Że województwo będzie za biedne – to kolejne kłamstwo. Będzie mieścić się w średniej wielkości polskich województw. Jego dochody i poziom zrównoważenia budżetu będą należały do przeciętnych. Wykazały to analizy niezależnych ekspertów powstałe na zlecenie Kancelarii Senatu RP. Przeciwne twierdzenia, mające wykazać „biedę” nowego województwa, opierają się na błędnych założeniach. Po pierwsze porównywanie proporcji dochodów dwóch nowych województw powstających z podziału nie jest trafne. Przecież „warszawskie” będzie znacznie przewyższać dochodami większość obecnych województw, nie tylko nasze. Po drugie błędne jest zakładanie proporcjonalnego podziału wydatków obecnego województwa, ponieważ wielki „komin” wydatkowy mazowieckiego (ponad wszystkie inne województwa) związany jest z Warszawą.
Choćby przez wydatki na Koleje Mazowieckie, które dla pasażera są najdroższe w Polsce. Poza tym obsługują głównie aglomerację warszawską. Co oczywiście jest zrozumiałe, tylko dlaczego płaci na to całe województwo? Tymczasem w relacji Radom–Warszawa spółka KM proponuje nam stare „kible” zatrzymujące się na każdym przystanku. I to ma być standard podróży między dużymi europejskimi miastami odległymi o 100 km?
Na szczęście podział województwa będzie sprzyjać racjonalnej organizacji transportu publicznego. Z mocy ustawy przewozy między Radomiem a Warszawą będą miały status międzywojewódzkich, a ich organizatorem będzie minister transportu. Ten zleca je spółce PKP Intecity. Tak jest na przykład między Łodzią i Warszawą: kursuje tam ponad 30 par pociągów pospiesznych na dobę. A granica województw nie przeszkadza łodzianom jeżdżącym do pracy w Warszawie.
Pojawia się też zarzut, że nowe województwo będzie musiało być dotowane. Ale dotowanie obszarów słabiej rozwiniętych jest uznawane za słuszne w Polsce i Unii Europejskiej. Jednak obszary zewnętrzne województwa mazowieckiego były tego przywileju w dużym stopniu pozbawione. Co gorsza dokładały się do „janosikowego”, które płaciło bogate mazowieckie. Tymczasem z wielkiego wsparcia korzystała Polska Wschodnia, o zupełnie podobnej sytuacji jak region radomski. Czy to jest sprawiedliwe? Obszar nowego województwa powinien być dotowany niezależnie od układu terytorialnego. Co więcej powinniśmy domagać się wyrównania strat związanych z brakiem dostępu do wsparcia przez ostatnie dekady.

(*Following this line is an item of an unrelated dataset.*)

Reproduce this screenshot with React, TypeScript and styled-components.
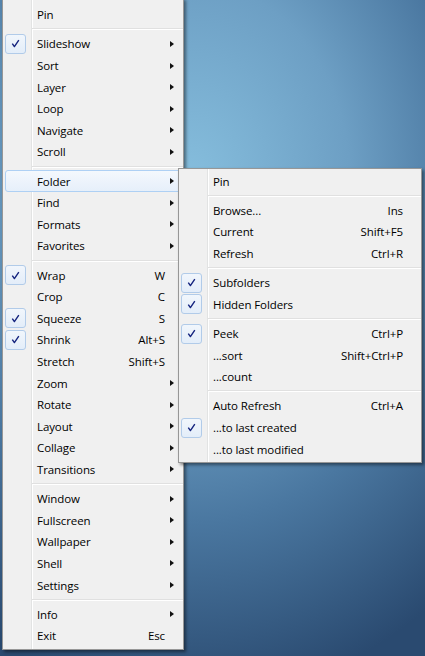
import React from "react";
import styled, { createGlobalStyle, css } from "styled-components";

type Entry =
  | { kind: "sep" }
  | {
      kind: "item";
      label: string;
      checked?: boolean;
      shortcut?: string;
      sub?: boolean;
      active?: boolean;
    };

const sep: Entry = { kind: "sep" };
const it = (label: string, opts: Omit<Extract<Entry, { kind: "item" }>, "kind" | "label"> = {}): Entry => ({
  kind: "item",
  label,
  ...opts,
});

const mainItems: Entry[] = [
  it("Pin"),
  sep,
  it("Slideshow", { checked: true, sub: true }),
  it("Sort", { sub: true }),
  it("Layer", { sub: true }),
  it("Loop", { sub: true }),
  it("Navigate", { sub: true }),
  it("Scroll", { sub: true }),
  sep,
  it("Folder", { sub: true, active: true }),
  it("Find", { sub: true }),
  it("Formats", { sub: true }),
  it("Favorites", { sub: true }),
  sep,
  it("Wrap", { checked: true, shortcut: "W" }),
  it("Crop", { shortcut: "C" }),
  it("Squeeze", { checked: true, shortcut: "S" }),
  it("Shrink", { checked: true, shortcut: "Alt+S" }),
  it("Stretch", { shortcut: "Shift+S" }),
  it("Zoom", { sub: true }),
  it("Rotate", { sub: true }),
  it("Layout", { sub: true }),
  it("Collage", { sub: true }),
  it("Transitions", { sub: true }),
  sep,
  it("Window", { sub: true }),
  it("Fullscreen", { sub: true }),
  it("Wallpaper", { sub: true }),
  it("Shell", { sub: true }),
  it("Settings", { sub: true }),
  sep,
  it("Info", { sub: true }),
  it("Exit", { shortcut: "Esc" }),
];

const folderItems: Entry[] = [
  it("Pin"),
  sep,
  it("Browse...", { shortcut: "Ins" }),
  it("Current", { shortcut: "Shift+F5" }),
  it("Refresh", { shortcut: "Ctrl+R" }),
  sep,
  it("Subfolders", { checked: true }),
  it("Hidden Folders", { checked: true }),
  sep,
  it("Peek", { checked: true, shortcut: "Ctrl+P" }),
  it("...sort", { shortcut: "Shift+Ctrl+P" }),
  it("...count"),
  sep,
  it("Auto Refresh", { shortcut: "Ctrl+A" }),
  it("...to last created", { checked: true }),
  it("...to last modified"),
];

const GlobalStyle = createGlobalStyle`
  html, body {
    margin: 0;
    padding: 0;
    background: #2c4c72;
  }
  body {
    font-family: "Segoe UI", "Open Sans", "Noto Sans", sans-serif;
  }
`;

const Desktop = styled.div`
  position: relative;
  width: 425px;
  height: 656px;
  overflow: hidden;
  background:
    radial-gradient(ellipse 420px 520px at 190px 180px, #86bedd 0%, #6d9fc4 38%, #4a77a0 66%, #2a4a70 100%);
`;

const Menu = styled.div<{ $width: number; $flyout?: boolean }>`
  width: ${({ $width }) => $width}px;
  box-sizing: border-box;
  border: 1px solid #979797;
  box-shadow: 2px 2px 3px rgba(0, 0, 0, 0.45);
  /* icon gutter: grey rule followed by a white one */
  background:
    linear-gradient(
      to right,
      transparent 28px,
      #e2e3e3 28px,
      #e2e3e3 29px,
      #ffffff 29px,
      #ffffff 30px,
      transparent 30px
    ),
    #f0f0f0;
  ${({ $flyout }) =>
    $flyout
      ? css`
          position: absolute;
          left: 178px;
          top: 168px;
          padding: 1.4px 0 2px;
        `
      : css`
          margin: -2px 0 0 2px;
          padding: 5px 0 2.2px;
        `}
`;

const Row = styled.div<{ $active?: boolean }>`
  height: 21.6px;
  box-sizing: border-box;
  margin: 0 1px 0 2px;
  padding-right: 8px;
  display: flex;
  align-items: center;
  font-size: 11.5px;
  color: #000;
  border: 1px solid transparent;
  border-radius: 3px;
  ${({ $active }) =>
    $active &&
    css`
      border-color: #aed0f4;
      background: linear-gradient(to bottom, #f4f8fd 0%, #e6effa 100%);
    `}
`;

const CheckSlot = styled.div<{ $on?: boolean }>`
  flex: 0 0 auto;
  width: 21px;
  height: 20px;
  box-sizing: border-box;
  margin-left: -1px;
  border-radius: 3px;
  display: flex;
  align-items: center;
  justify-content: center;
  ${({ $on }) =>
    $on &&
    css`
      border: 1px solid #b1cbe9;
      background: linear-gradient(to bottom, #f1f6fc, #e3edf9);
    `}
`;

const Label = styled.span`
  flex: 1 1 auto;
  margin-left: 11px;
  white-space: nowrap;
  letter-spacing: -0.1px;
`;

const Shortcut = styled.span`
  flex: 0 0 auto;
  margin-right: 5px;
  white-space: nowrap;
  letter-spacing: -0.1px;
`;

const Arrow = styled.span<{ $show?: boolean }>`
  flex: 0 0 auto;
  width: 0;
  height: 0;
  margin-right: -1px;
  border-style: solid;
  border-width: 3.5px 0 3.5px 4px;
  border-color: transparent transparent transparent ${({ $show }) => ($show ? "#111" : "transparent")};
`;

const Separator = styled.div`
  height: 7.6px;
  display: flex;
  align-items: center;
  padding-left: 29px;
  &::after {
    content: "";
    flex: 1;
    height: 0;
    border-top: 1px solid #e0e0e0;
    border-bottom: 1px solid #ffffff;
  }
`;

function Check() {
  return (
    <svg width="9" height="9" viewBox="0 0 9 9">
      <path d="M1.3 4.6 L3.4 7.6 L7.8 1.2" fill="none" stroke="#14237e" strokeWidth="1.4" strokeLinejoin="round" />
    </svg>
  );
}

function MenuList({ items }: { items: Entry[] }) {
  return (
    <>
      {items.map((e, i) =>
        e.kind === "sep" ? (
          <Separator key={i} />
        ) : (
          <Row key={i} $active={e.active}>
            <CheckSlot $on={e.checked}>{e.checked && <Check />}</CheckSlot>
            <Label>{e.label}</Label>
            {e.shortcut && <Shortcut>{e.shortcut}</Shortcut>}
            <Arrow $show={e.sub} />
          </Row>
        )
      )}
    </>
  );
}

export default function App() {
  return (
    <>
      <GlobalStyle />
      <Desktop>
        <Menu $width={182}>
          <MenuList items={mainItems} />
        </Menu>
        <Menu $width={244} $flyout>
          <MenuList items={folderItems} />
        </Menu>
      </Desktop>
    </>
  );
}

Ale w sprawie statusu wojewódzkiego i tak nie chodzi (tylko) o pieniądze! Ważna jest realna samorządność regionalna. W obecnym województwie przewaga wielkościowa, kadrowa i instytucjonalna Warszawy jest tak duża, że samorządność reszty regionu jest fikcją. Samo-rządzi się Warszawa, inni nie mają nic do powiedzenia. Dla Warszawy reszta województwa ma charakter co najwyżej „powiatowy”. Warszawa nie dostrzega potrzeby rozwoju Radomia jako dużego miasta. Nie chodzi zatem jedynie o dostęp do środków finansowych, ale o cele ich wydatkowania. Lepiej mieć mniejszy budżet, ale gospodarować nim samemu.
Podsumowując: mamy świadomość, że nasz głos będzie mniej słyszalny niźli medialna burza czyniona przez przeciwników podziału województwa. Za nimi stoją urzędy, instytucje, media – wszystko kupione za publiczne pieniądze. Za nami – „tylko” argumenty merytoryczne i poczucie godności Radomian. Ale mamy nadzieję, że tym razem sprawiedliwość zwycięży."